DIRECTIONS: Begin with the first line below and retype each line exactly through the line containing "font: 700 31px/46px". Any pictures are to be left out.

-- BEGIN DATA SHOWN --

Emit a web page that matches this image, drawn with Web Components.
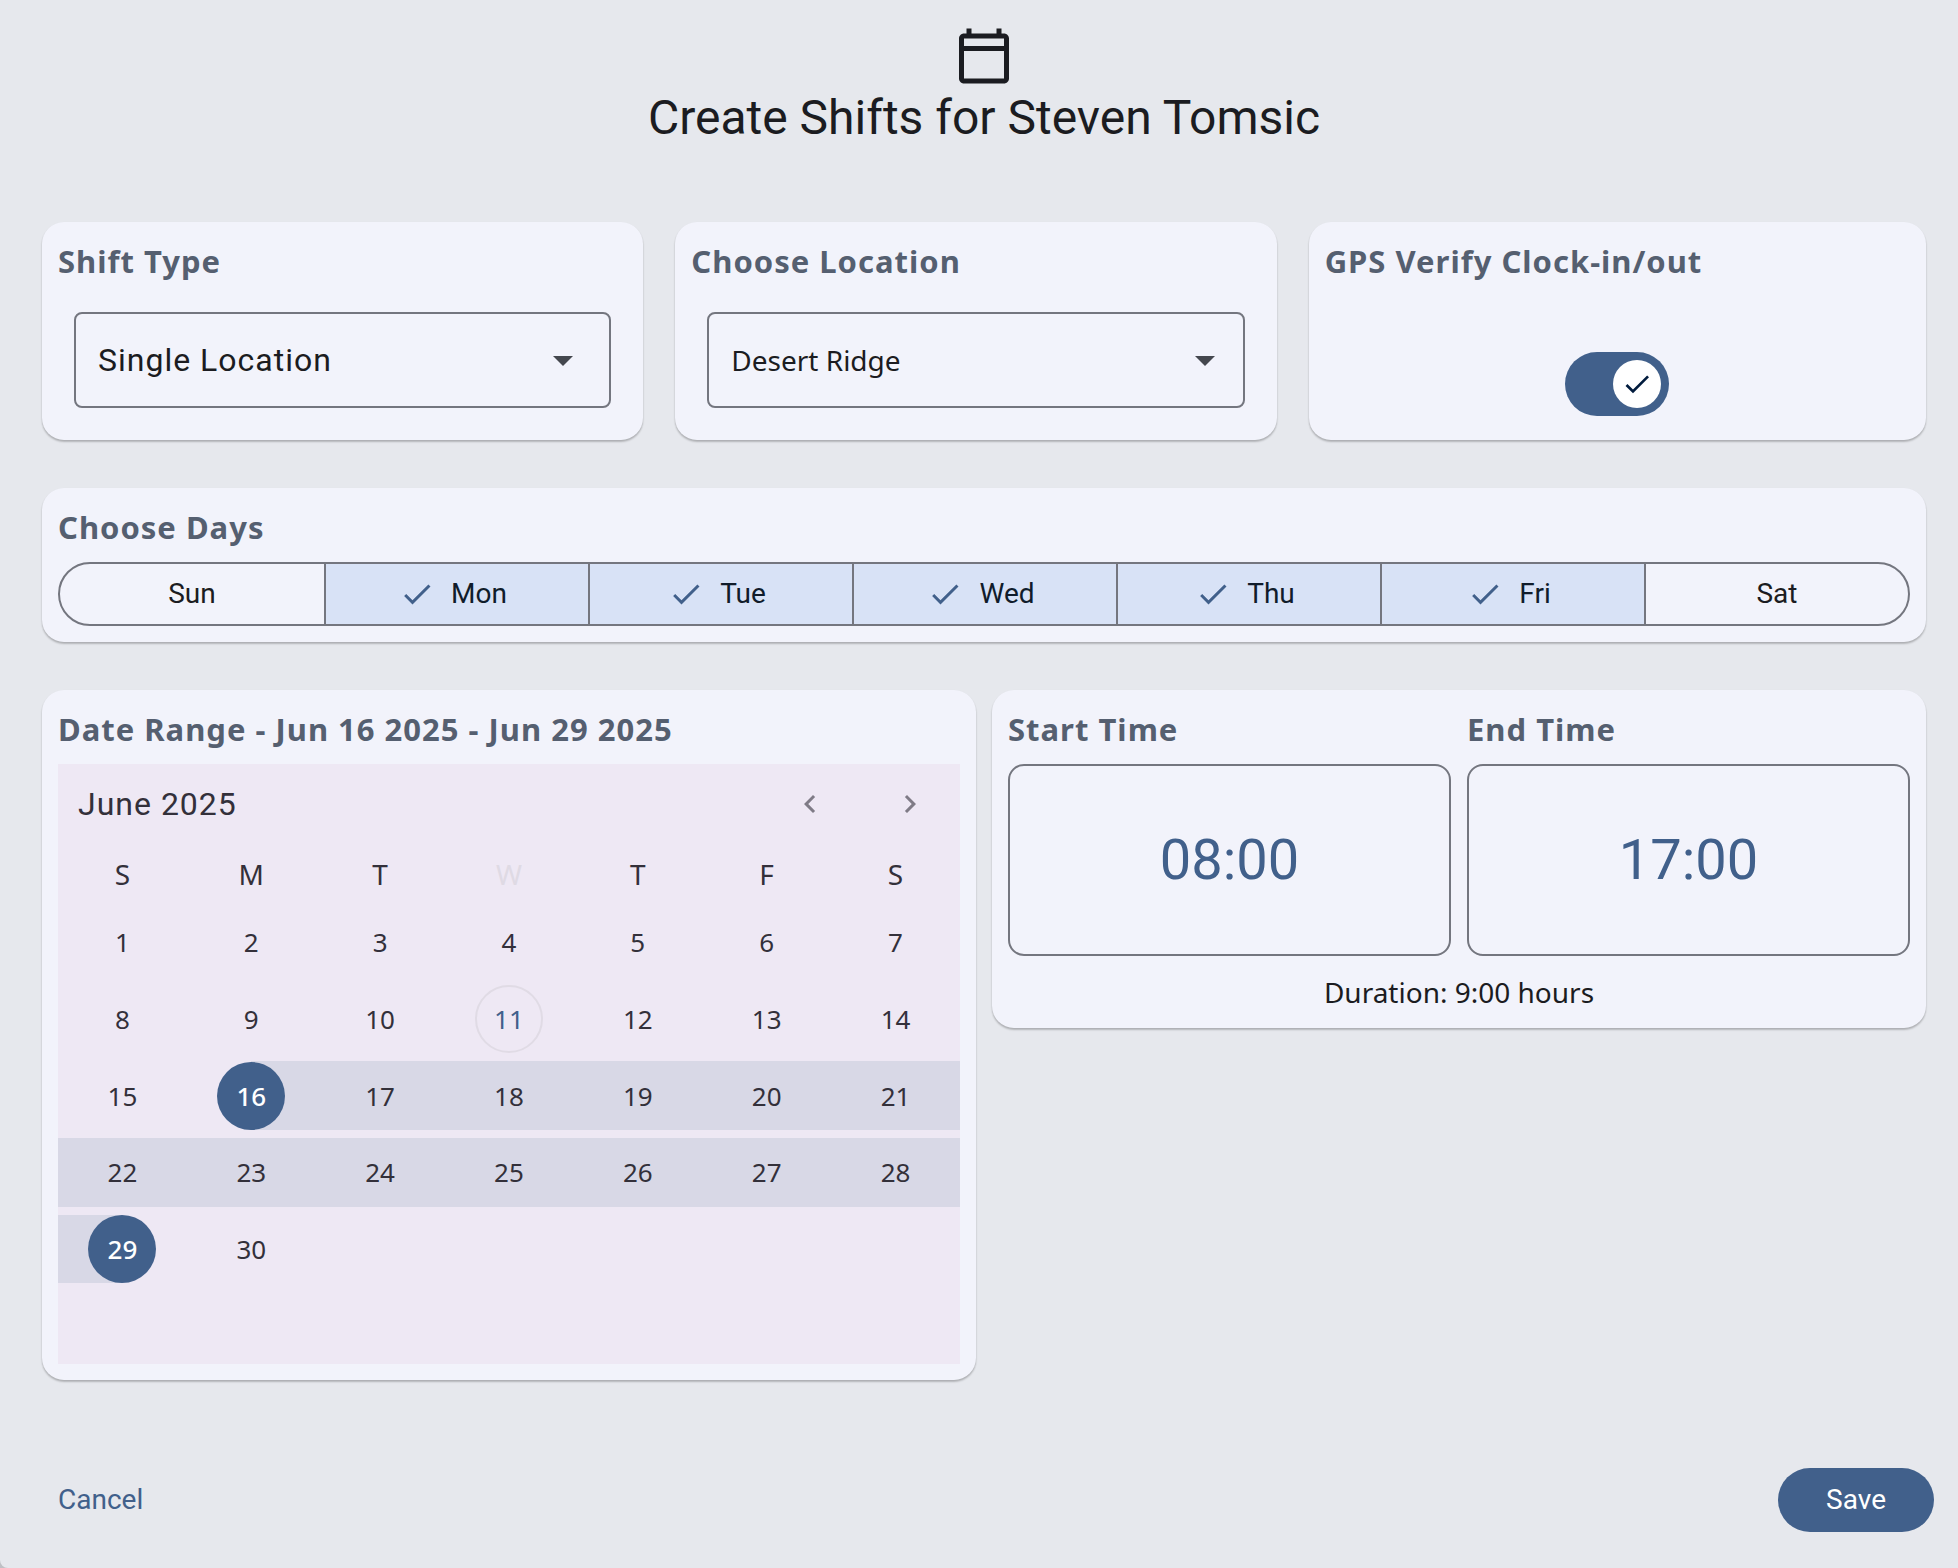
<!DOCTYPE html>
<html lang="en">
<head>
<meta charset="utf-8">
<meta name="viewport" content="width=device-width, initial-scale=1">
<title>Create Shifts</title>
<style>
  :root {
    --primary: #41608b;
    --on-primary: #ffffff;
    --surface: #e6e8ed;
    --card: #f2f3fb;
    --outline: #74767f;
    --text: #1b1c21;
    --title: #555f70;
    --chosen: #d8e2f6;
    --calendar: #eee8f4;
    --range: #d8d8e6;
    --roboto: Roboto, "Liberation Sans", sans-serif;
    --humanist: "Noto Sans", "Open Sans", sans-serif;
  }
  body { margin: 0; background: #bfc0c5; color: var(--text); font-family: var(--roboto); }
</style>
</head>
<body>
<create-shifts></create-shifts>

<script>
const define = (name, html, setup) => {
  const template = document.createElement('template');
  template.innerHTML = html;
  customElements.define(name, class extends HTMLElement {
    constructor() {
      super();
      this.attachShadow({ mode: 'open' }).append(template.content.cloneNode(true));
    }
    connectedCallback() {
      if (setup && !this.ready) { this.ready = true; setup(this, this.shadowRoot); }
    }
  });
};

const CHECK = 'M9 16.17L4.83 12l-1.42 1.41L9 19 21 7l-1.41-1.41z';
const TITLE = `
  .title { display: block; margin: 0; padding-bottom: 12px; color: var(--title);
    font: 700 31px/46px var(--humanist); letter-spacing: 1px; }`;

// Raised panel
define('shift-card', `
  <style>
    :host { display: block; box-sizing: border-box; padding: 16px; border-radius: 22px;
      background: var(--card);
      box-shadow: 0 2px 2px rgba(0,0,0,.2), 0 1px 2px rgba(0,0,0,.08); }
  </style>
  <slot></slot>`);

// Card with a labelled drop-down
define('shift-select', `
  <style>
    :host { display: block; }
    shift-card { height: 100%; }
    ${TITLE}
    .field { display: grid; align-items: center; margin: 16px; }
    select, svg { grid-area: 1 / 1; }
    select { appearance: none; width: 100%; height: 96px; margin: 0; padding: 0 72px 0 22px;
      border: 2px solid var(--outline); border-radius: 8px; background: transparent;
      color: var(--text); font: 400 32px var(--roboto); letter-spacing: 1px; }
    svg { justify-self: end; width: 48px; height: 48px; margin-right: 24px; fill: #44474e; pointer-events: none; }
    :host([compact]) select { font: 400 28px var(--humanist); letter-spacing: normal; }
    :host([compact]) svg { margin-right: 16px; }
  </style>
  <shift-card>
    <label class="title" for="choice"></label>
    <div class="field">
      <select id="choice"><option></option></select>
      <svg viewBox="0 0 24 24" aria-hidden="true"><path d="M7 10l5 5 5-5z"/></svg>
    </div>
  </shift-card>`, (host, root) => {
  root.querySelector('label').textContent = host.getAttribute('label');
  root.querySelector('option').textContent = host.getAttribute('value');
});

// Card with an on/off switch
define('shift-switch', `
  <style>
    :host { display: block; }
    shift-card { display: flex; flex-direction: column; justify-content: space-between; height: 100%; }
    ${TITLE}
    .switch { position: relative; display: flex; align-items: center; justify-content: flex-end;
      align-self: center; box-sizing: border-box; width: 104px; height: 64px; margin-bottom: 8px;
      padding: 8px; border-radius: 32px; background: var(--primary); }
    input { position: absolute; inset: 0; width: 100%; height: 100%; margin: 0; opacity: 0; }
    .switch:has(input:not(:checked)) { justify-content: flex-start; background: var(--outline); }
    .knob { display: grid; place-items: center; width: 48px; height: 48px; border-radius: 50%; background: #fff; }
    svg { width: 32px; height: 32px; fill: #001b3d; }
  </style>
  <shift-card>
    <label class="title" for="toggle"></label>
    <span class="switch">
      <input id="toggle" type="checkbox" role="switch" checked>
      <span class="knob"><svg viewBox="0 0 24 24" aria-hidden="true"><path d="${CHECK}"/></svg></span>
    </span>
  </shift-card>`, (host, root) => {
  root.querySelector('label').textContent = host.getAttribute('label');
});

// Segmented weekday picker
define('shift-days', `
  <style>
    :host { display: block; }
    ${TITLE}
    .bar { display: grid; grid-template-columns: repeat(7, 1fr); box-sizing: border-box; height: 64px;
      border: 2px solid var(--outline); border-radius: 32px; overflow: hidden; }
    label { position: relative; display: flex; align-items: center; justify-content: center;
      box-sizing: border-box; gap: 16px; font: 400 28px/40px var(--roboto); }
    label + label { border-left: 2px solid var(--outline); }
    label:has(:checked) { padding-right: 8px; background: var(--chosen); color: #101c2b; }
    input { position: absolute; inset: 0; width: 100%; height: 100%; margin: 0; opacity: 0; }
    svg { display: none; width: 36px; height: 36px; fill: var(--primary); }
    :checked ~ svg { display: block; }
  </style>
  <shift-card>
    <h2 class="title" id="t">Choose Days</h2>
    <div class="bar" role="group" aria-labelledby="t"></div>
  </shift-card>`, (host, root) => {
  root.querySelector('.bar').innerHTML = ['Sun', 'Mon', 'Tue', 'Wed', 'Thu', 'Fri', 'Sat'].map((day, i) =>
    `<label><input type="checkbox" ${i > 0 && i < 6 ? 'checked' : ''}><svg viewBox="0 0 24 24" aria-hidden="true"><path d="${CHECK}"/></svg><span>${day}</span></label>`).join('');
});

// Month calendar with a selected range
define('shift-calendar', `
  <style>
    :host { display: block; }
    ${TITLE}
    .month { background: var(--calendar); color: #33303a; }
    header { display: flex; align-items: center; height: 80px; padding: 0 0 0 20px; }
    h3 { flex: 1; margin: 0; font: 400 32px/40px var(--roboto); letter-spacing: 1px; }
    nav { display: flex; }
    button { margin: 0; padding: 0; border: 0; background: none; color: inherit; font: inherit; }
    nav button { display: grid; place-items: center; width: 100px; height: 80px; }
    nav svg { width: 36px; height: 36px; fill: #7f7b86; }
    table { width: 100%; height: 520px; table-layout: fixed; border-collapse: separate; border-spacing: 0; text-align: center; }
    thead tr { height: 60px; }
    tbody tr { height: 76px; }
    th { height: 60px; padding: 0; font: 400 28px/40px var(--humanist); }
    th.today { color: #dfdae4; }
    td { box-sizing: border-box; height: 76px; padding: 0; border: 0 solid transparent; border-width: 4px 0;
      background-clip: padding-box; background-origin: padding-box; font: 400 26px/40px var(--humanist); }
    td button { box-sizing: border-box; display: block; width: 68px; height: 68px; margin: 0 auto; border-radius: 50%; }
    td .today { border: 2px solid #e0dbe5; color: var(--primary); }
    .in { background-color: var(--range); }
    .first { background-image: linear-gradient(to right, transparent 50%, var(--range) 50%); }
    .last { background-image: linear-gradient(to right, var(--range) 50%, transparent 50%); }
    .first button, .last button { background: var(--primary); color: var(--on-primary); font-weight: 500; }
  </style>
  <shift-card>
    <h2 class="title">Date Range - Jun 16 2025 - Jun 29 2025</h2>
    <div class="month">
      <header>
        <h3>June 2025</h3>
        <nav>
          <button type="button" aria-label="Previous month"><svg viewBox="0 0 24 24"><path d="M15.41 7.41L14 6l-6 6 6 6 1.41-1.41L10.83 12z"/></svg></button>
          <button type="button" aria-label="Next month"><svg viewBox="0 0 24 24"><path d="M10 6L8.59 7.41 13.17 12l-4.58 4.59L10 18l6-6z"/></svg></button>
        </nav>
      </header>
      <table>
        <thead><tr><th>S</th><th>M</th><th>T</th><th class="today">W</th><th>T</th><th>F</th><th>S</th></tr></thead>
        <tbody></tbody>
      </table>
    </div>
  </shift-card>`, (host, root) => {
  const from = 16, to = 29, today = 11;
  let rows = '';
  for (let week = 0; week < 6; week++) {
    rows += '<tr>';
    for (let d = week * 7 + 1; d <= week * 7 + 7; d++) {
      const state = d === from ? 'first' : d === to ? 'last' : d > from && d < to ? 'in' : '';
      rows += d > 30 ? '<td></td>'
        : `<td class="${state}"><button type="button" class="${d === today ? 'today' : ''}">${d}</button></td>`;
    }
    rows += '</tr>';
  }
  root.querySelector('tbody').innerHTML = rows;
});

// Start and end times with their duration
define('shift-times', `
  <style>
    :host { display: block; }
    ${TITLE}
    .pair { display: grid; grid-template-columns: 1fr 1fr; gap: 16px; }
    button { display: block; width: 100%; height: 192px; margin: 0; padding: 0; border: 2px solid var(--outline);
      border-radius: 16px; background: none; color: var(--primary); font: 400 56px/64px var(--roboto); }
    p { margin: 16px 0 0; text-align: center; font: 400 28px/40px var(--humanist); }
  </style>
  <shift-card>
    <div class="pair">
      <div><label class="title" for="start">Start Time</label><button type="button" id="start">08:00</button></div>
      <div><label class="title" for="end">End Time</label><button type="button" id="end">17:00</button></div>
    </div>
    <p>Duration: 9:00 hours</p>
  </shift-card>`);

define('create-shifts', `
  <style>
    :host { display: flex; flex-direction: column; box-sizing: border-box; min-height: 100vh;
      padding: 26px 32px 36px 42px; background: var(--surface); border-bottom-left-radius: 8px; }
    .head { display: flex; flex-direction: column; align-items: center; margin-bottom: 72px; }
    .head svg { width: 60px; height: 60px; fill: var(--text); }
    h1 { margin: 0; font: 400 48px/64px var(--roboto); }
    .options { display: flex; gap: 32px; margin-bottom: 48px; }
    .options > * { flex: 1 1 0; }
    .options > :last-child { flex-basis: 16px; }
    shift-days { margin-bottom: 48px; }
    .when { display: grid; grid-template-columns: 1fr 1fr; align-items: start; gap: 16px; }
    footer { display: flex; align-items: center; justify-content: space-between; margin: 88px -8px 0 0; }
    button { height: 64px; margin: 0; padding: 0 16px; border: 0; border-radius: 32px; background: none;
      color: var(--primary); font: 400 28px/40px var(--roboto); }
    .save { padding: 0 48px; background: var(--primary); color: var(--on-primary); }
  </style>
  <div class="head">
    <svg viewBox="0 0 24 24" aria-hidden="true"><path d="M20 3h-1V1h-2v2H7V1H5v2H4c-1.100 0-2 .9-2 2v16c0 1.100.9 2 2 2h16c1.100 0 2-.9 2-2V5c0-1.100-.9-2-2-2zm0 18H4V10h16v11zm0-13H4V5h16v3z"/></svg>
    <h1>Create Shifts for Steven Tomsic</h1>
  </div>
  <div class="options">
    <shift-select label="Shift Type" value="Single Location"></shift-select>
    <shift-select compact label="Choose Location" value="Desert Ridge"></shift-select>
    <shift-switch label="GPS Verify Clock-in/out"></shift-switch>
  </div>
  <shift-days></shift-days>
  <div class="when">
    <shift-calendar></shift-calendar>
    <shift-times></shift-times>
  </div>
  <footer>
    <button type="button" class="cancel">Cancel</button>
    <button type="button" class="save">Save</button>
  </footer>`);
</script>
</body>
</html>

-- END DATA SHOWN --

RESPONSE TO THIS EXERCISE:
Emit a web page that matches this image, drawn with Web Components.
<!DOCTYPE html>
<html lang="en">
<head>
<meta charset="utf-8">
<meta name="viewport" content="width=device-width, initial-scale=1">
<title>Create Shifts</title>
<style>
  :root {
    --primary: #41608b;
    --on-primary: #ffffff;
    --surface: #e6e8ed;
    --card: #f2f3fb;
    --outline: #74767f;
    --text: #1b1c21;
    --title: #555f70;
    --chosen: #d8e2f6;
    --calendar: #eee8f4;
    --range: #d8d8e6;
    --roboto: Roboto, "Liberation Sans", sans-serif;
    --humanist: "Noto Sans", "Open Sans", sans-serif;
  }
  body { margin: 0; background: #bfc0c5; color: var(--text); font-family: var(--roboto); }
</style>
</head>
<body>
<create-shifts></create-shifts>

<script>
const define = (name, html, setup) => {
  const template = document.createElement('template');
  template.innerHTML = html;
  customElements.define(name, class extends HTMLElement {
    constructor() {
      super();
      this.attachShadow({ mode: 'open' }).append(template.content.cloneNode(true));
    }
    connectedCallback() {
      if (setup && !this.ready) { this.ready = true; setup(this, this.shadowRoot); }
    }
  });
};

const CHECK = 'M9 16.17L4.83 12l-1.42 1.41L9 19 21 7l-1.41-1.41z';
const TITLE = `
  .title { display: block; margin: 0; padding-bottom: 12px; color: var(--title);
    font: 700 31px/46px var(--humanist); letter-spacing: 1px; }`;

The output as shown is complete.